The doctor is apparently a disinterested, creditable witness. He tells a reasonable story and the circumstances corroborate his evidence and welcome his explanation of what otherwise would be a strange, unnatural act on the part of the testatrix. The nurse, while the doctor and husband were present, was' in and out of the room attending to various duties and cannot relate the conversation, although she heard parts of it. She heard them talking about a will; remembers distinctly her witnessing a will; when the will was read she knew that Mrs. Beman was dissatisfied with it, but cannot state her language. There is nothing that reflects upon the integrity or fairness of this witness; she was apparently entirely disinterested. The facts are satisfactorily proved and make the only reasonable explanation which can be thought of for an act which otherwise would be beyond comprehension. Judge Beman’s will made no provision for the plaintiff.

The trial judge, who was more or less in touch with the local situation, who was in the atmosphere of the trial and saw and heard the witnesses, believed them, and there is no reason why we should disbelieve them.

It is not necessary to discuss the question which has been elaborately argued as to whether the plaintiff can recover upon the theory of a trust relation assumed by Judge Beman towards plaintiff. The judgment can stand upon the promise *739made to the wife, upon a valid consideration, for the sole benefit of the plaintiff.

The husband and wife were not making a contract for their own benefit, but the sole object of entering into it was to benefit the plaintiff. Aside from the plaintiff the contract would net have been made; she was the only reason for it. In that respect this case differs from other cases in the books where a party incidentally finds a provision in a contract which he thinks makes to his advantage and seeks to recover upon it, when the parties did not in fact have him in mind. The testatrix was to get no possible benefit from the contract and, as both understood, would not be living when the time for enforcing it arrived.

Unlike many of the cases, if there is otherwise a technical objection to the enforcement of this contract, it having been made on the part of Mrs. Beman solely for the benefit and in the interest of the plaintiff, the plaintiff may treat her as her agent, and by bringing the action ratify her act.

In Lawrence v. Fox (20 N. Y. 268) “A” loaned money to the defendant upon his promise to pay it to the plaintiff to whom “ A ” stated he owed a like amount, but there was no evidence of any such indebtedness. The plaintiff recovered, two of the judges placing the decision upon the ground that the promise might be treated as made to the plaintiff through the medium of an agent whose act he had ratified. Two judges dissented.

In Garnsey v. Rogers (47 N. Y. 233) the court says, at page 240, that it does not understand that the case of Lawrence v. Fox “ has gone so far as to hold that every promise made by one person to another, from the performance of which a third would derive a benefit, gives a right of action to such third party, he being privy neither to the contract or the consideration. To entitle him to an action, the contract must have been made for his benefit. He must be the party intended to be benefited.”

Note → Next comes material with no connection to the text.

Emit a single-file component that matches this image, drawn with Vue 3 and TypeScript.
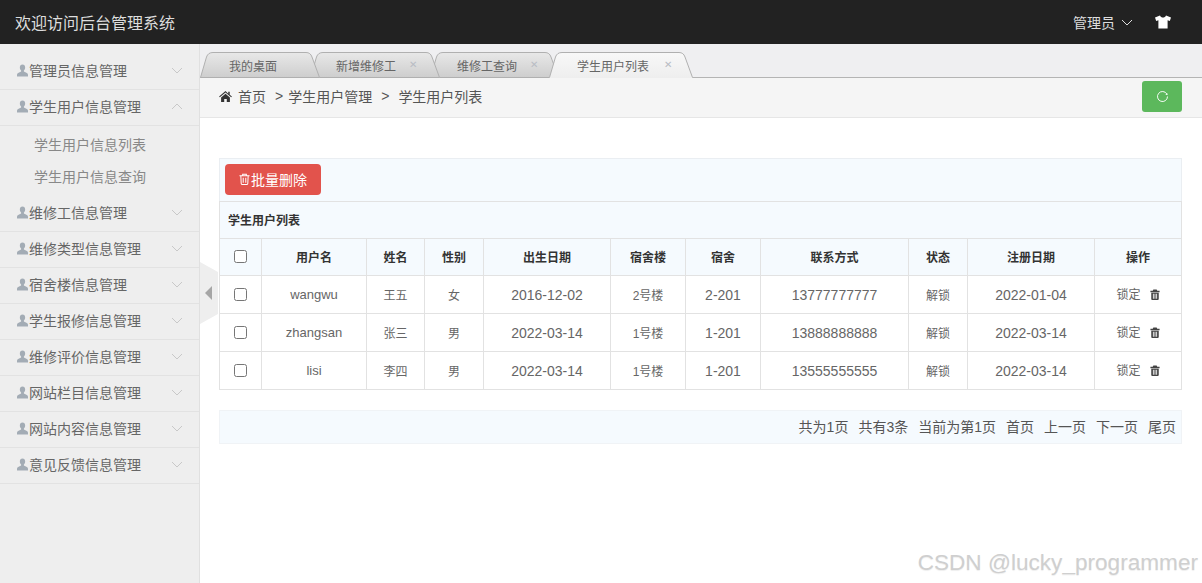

In Vrooman v. Turner (69 N. Y. 280) an owner of property subject to a mortgage on which he was not liable, conveyed it. The conveyance recited that it was subject to a mortgage “ which mortgage the party hereto of the second part hereby covenants and agrees to pay off and discharge, the *740same forming part of the consideration thereof,” and the court considered that that clause was inserted for the benefit of the grantor and for the purpose of protecting himself, and that there was nothing to indicate that he was obtaining this promise .or that the other party made it for the benefit of the mortgagee, and did not for that reason permit a recovery. Much was said in that case which, in view of the later cases, need not now be considered. We need not go back and discuss the old cases because the doctrine of Lawrence v. Fox is progressive, not retrograde. The course of the late decisions is to enlarge, not to limit the effect of that case.

A similar question was before us in Rigney v. N. Y. C. & H. R. R. R. Co. (161 App. Div. 188; affd., 217 N. Y. 31). In that case the city of Rensselaer authorized the railroad company to change a grade in a street upon which the plaintiff’s premises abutted. It was conceded that no liability existed against the city in favor of the abutting owner on account of the mere change of grade permitted by the city. However, the company, as a condition of the permission to change the grade, agreed that it would pay and liquidate any damage resulting to any person or property from the work done, “including damage resulting from change of grade, of street, being approaches to said bridge.” The plaintiff having been injured by the changed grade, recovered against the defendant therefor. Lawrence v. Fox was urged against the recovery, but the Court of Appeals held that the true rule of Lawrence v. Fox required that there must be an intent by the contract to secure some benefit to the plaintiff, which was apparent, and as a second element of the recovery, that there should be some obligation or duty owing ‘from the municipality to the plaintiff. It says: “It exists in the fact that the city is under some obligation to protect its inhabitants, and when it enters into a contract for public work, which may result in damage to one of such inhabitants, for which otherwise he would be without remedy, the municipality may require the contractor to compensate the person injured,” citing Pond v. New Rochelle Water Co. (183 N. Y. 330, 338) and Smyth v. City of New York (203 id. 106, 115).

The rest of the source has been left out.